## EXERCISE DESCRIPTION
In the material below, identify each line bearing the word "React". Reproduce those lines.

━━━ SOURCE EXCERPT ━━━

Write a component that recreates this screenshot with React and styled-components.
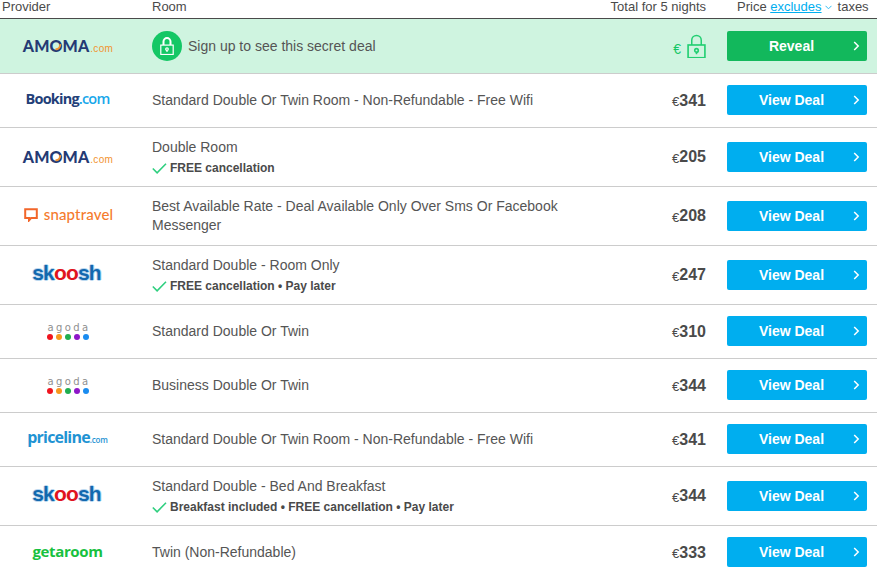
import React from 'react';
import styled, { createGlobalStyle } from 'styled-components';

const GlobalStyle = createGlobalStyle`
  html, body { margin: 0; padding: 0; background: #fff; overflow: hidden; }
  body { font-family: "Liberation Sans", Arial, sans-serif; color: #4a4a4a; }
`;

const Table = styled.div`
  width: 877px;
`;

const HeaderRow = styled.div`
  display: grid;
  grid-template-columns: 152px 458px 117px 150px;
  height: 18px;
  border-bottom: 1px solid #4a4a4a;
  font-size: 13px;
  line-height: 13px;
`;

const HeaderCell = styled.div`
  padding-left: ${p => p.$pad || 0}px;
  padding-right: ${p => p.$padRight || 0}px;
  text-align: ${p => p.$right ? 'right' : 'left'};
  white-space: nowrap;
`;

const TaxLink = styled.span`
  color: #00aeef;
  text-decoration: underline;
`;

const Caret = styled.svg`
  width: 7px;
  height: 5px;
  margin: 0 6px 1px 3px;
`;

const Row = styled.div`
  display: grid;
  grid-template-columns: 152px 458px 117px 150px;
  align-items: center;
  height: ${p => p.$tall ? 58 : p.$secret ? 54 : 53}px;
  border-bottom: 1px solid #ccc;
  background: ${p => p.$secret ? '#cff4e0' : '#fff'};
`;

const LogoCell = styled.div`
  display: flex;
  justify-content: center;
  align-items: center;
  width: 135px;
  padding-bottom: 2px;
`;

const RoomCell = styled.div`
  font-size: 14px;
  line-height: 19px;
  color: #555;
`;

const RoomTitle = styled.div`
  width: 440px;
`;

const Perk = styled.div`
  display: flex;
  align-items: center;
  font-size: 12px;
  font-weight: 700;
  line-height: 16px;
  margin-top: 3px;
  color: #4a4a4a;
`;

const Check = styled.svg`
  width: 15px;
  height: 11px;
  margin-right: 3px;
`;

const SecretRoom = styled.div`
  display: flex;
  align-items: center;
  gap: 6px;
  font-size: 14px;
  color: #555;
`;

const LockBadge = styled.span`
  width: 30px;
  height: 30px;
  border-radius: 50%;
  background: #14c765;
  display: flex;
  align-items: center;
  justify-content: center;
`;

const PriceCell = styled.div`
  display: flex;
  justify-content: flex-end;
  align-items: center;
  padding-right: 21px;
  font-size: 16px;
  font-weight: 700;
  color: #4a4a4a;
`;

const Euro = styled.span`
  font-size: ${p => p.$secret ? 14 : 13}px;
  font-weight: 400;
  margin-top: ${p => p.$secret ? 6 : 2}px;
  color: ${p => p.$secret ? '#14c765' : '#4a4a4a'};
  margin-right: ${p => p.$secret ? 6 : 0}px;
`;

const DealButton = styled.div`
  position: relative;
  box-sizing: border-box;
  width: 140px;
  height: 30px;
  margin-bottom: 1px;
  padding-right: 11px;
  border-radius: 2px;
  background: ${p => p.$reveal ? '#12b85c' : '#00aeef'};
  color: #fff;
  font-size: 14px;
  font-weight: 700;
  line-height: 30px;
  text-align: center;
`;

const Chevron = styled.svg`
  position: absolute;
  right: 7px;
  top: 10px;
  width: 7px;
  height: 10px;
`;

const Amoma = styled.span`
  display: inline-flex;
  align-items: baseline;
  margin-left: 1px;
  font-family: "Lato", sans-serif;
  font-weight: 900;
  font-size: 16px;
  letter-spacing: 0.1px;
  color: #243a74;
`;

const AmomaDomain = styled.span`
  margin-left: 1px;
  font-family: "Liberation Sans", sans-serif;
  font-size: 10px;
  font-weight: 400;
  color: #f2932f;
  letter-spacing: 0.3px;
`;

const AmomaO = styled.span`
  position: relative;
`;

const AmomaArc = styled.svg`
  position: absolute;
  left: 4px;
  top: 6px;
  width: 9px;
  height: 9px;
`;

const Booking = styled.span`
  margin-bottom: 2px;
  font-family: "Open Sans", sans-serif;
  font-weight: 700;
  font-size: 14.5px;
  letter-spacing: -0.8px;
  color: #233f78;
`;

const BookingDomain = styled.span`
  color: #18a7ea;
  font-weight: 600;
`;

const Snap = styled.span`
  display: flex;
  align-items: center;
  gap: 6px;
  margin-left: 2px;
  font-family: "Lato", sans-serif;
  font-weight: 500;
  font-size: 15px;
  letter-spacing: 0.15px;
  color: #f57b2d;
`;

const SnapName = styled.span`
  margin-bottom: 3px;
`;

const Skoosh = styled.span`
  margin: 0 2px 2px 0;
  font-family: "Liberation Sans", sans-serif;
  font-weight: 700;
  font-size: 21px;
  letter-spacing: -0.8px;
  color: #1268ae;
  text-shadow: 1px 0 #bcd9f0, -1px 0 #bcd9f0, 0 1px #bcd9f0, 0 -1px #bcd9f0;
`;

const SkooshSwirl = styled.span`
  color: #e0141e;
  text-shadow: none;
`;

const AgodaBox = styled.span`
  display: flex;
  flex-direction: column;
  align-items: center;
  margin-right: -3px;
  padding-top: 1px;
  font-family: "DejaVu Sans", sans-serif;
  font-size: 10px;
  line-height: 10px;
  letter-spacing: 2.4px;
  color: #8f8f8f;
`;

const AgodaDots = styled.span`
  display: flex;
  gap: 3px;
  margin: 1px 3px 0 0;
`;

const AgodaDot = styled.i`
  width: 6px;
  height: 6px;
  border-radius: 50%;
  background: ${p => p.$c};
`;

const Priceline = styled.span`
  margin-bottom: 3px;
  font-family: "Open Sans", sans-serif;
  font-weight: 700;
  font-size: 16px;
  letter-spacing: -0.8px;
  color: #1f93d3;
`;

const PricelineDomain = styled.span`
  font-size: 8px;
  font-weight: 600;
  letter-spacing: -0.2px;
`;

const Getaroom = styled.span`
  margin-bottom: 2px;
  font-family: "Open Sans", sans-serif;
  font-weight: 700;
  font-size: 15px;
  letter-spacing: -0.35px;
  color: #18c13f;
`;

const LockIcon = ({ size = 14, color = '#fff', shackle = 2 }) => (
  <svg width={size} height={size * 1.3} viewBox="0 0 14 18" fill="none" stroke={color} strokeWidth="1.2">
    <path d="M3.5 8V4.5a3.5 3.5 0 0 1 7 0V8" strokeWidth={shackle} />
    <rect x="0.8" y="8" width="12.4" height="9.4" />
    <circle cx="7" cy="12" r="1.3" />
    <path d="M7 13.3v1.5" />
  </svg>
);

const AmomaLogo = () => (
  <Amoma>
    AM
    <AmomaO>
      O
      <AmomaArc viewBox="0 0 9 9" fill="none" stroke="#f2932f" strokeWidth="1.8">
        <path d="M1.5 7.2c2.4.3 4.6-1.2 5-5" />
      </AmomaArc>
    </AmomaO>
    MA<AmomaDomain>.com</AmomaDomain>
  </Amoma>
);
const BookingLogo = () => <Booking>Booking<BookingDomain>.com</BookingDomain></Booking>;
const SnapLogo = () => (
  <Snap>
    <svg width="14" height="14" viewBox="0 0 14 14" fill="none" stroke="#f2662a" strokeWidth="2">
      <path d="M5 10H1.2V1.2h11.6V10H7l-2 2.4z" />
    </svg>
    <SnapName>snaptravel</SnapName>
  </Snap>
);
const SkooshLogo = () => <Skoosh>sk<SkooshSwirl>oo</SkooshSwirl>sh</Skoosh>;
const AgodaLogo = () => (
  <AgodaBox>
    agoda
    <AgodaDots>
      {['#f0141e', '#f7981d', '#1fae4f', '#8e17c9', '#1a8cf0'].map(c => <AgodaDot key={c} $c={c} />)}
    </AgodaDots>
  </AgodaBox>
);
const PricelineLogo = () => <Priceline>priceline<PricelineDomain>.com</PricelineDomain></Priceline>;
const GetaroomLogo = () => <Getaroom>getaroom</Getaroom>;

const deals = [
  { logo: <BookingLogo />, room: 'Standard Double Or Twin Room - Non-Refundable - Free Wifi', price: 341 },
  { logo: <AmomaLogo />, room: 'Double Room', perk: 'FREE cancellation', price: 205, tall: true },
  { logo: <SnapLogo />, room: 'Best Available Rate - Deal Available Only Over Sms Or Facebook Messenger', price: 208, tall: true },
  { logo: <SkooshLogo />, room: 'Standard Double - Room Only', perk: 'FREE cancellation • Pay later', price: 247, tall: true },
  { logo: <AgodaLogo />, room: 'Standard Double Or Twin', price: 310 },
  { logo: <AgodaLogo />, room: 'Business Double Or Twin', price: 344 },
  { logo: <PricelineLogo />, room: 'Standard Double Or Twin Room - Non-Refundable - Free Wifi', price: 341 },
  { logo: <SkooshLogo />, room: 'Standard Double - Bed And Breakfast', perk: 'Breakfast included • FREE cancellation • Pay later', price: 344, tall: true },
  { logo: <GetaroomLogo />, room: 'Twin (Non-Refundable)', price: 333 },
];

const Arrow = () => (
  <Chevron viewBox="0 0 7 10" fill="none" stroke="#fff" strokeWidth="1.5">
    <path d="M1.2 1l4 4-4 4" />
  </Chevron>
);

const App = () => (
  <>
    <GlobalStyle />
    <Table>
      <HeaderRow>
        <HeaderCell $pad={2}>Provider</HeaderCell>
        <HeaderCell>Room</HeaderCell>
        <HeaderCell $right $padRight={21}>Total for 5 nights</HeaderCell>
        <HeaderCell $pad={10}>
          Price <TaxLink>excludes</TaxLink>
          <Caret viewBox="0 0 7 5" fill="none" stroke="#33bdf2" strokeWidth="1"><path d="M.5.8l3 3 3-3" /></Caret>
          taxes
        </HeaderCell>
      </HeaderRow>
      <Row $secret>
        <LogoCell><AmomaLogo /></LogoCell>
        <SecretRoom>
          <LockBadge><LockIcon /></LockBadge>
          Sign up to see this secret deal
        </SecretRoom>
        <PriceCell>
          <Euro $secret>€</Euro>
          <LockIcon size={19} color="#22cf72" shackle={1.1} />
        </PriceCell>
        <DealButton $reveal>Reveal<Arrow /></DealButton>
      </Row>
      {deals.map((d, i) => (
        <Row key={i} $tall={d.tall}>
          <LogoCell>{d.logo}</LogoCell>
          <RoomCell>
            <RoomTitle>{d.room}</RoomTitle>
            {d.perk && (
              <Perk>
                <Check viewBox="0 0 15 11" fill="none" stroke="#2fcf7f" strokeWidth="1.6"><path d="M.8 5.5l4.3 4.3L14 .8" /></Check>
                {d.perk}
              </Perk>
            )}
          </RoomCell>
          <PriceCell><Euro>€</Euro>{d.price}</PriceCell>
          <DealButton>View Deal<Arrow /></DealButton>
        </Row>
      ))}
    </Table>
  </>
);

export default App;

━━━

## WRITTEN ANSWER
Write a component that recreates this screenshot with React and styled-components.
import React from 'react';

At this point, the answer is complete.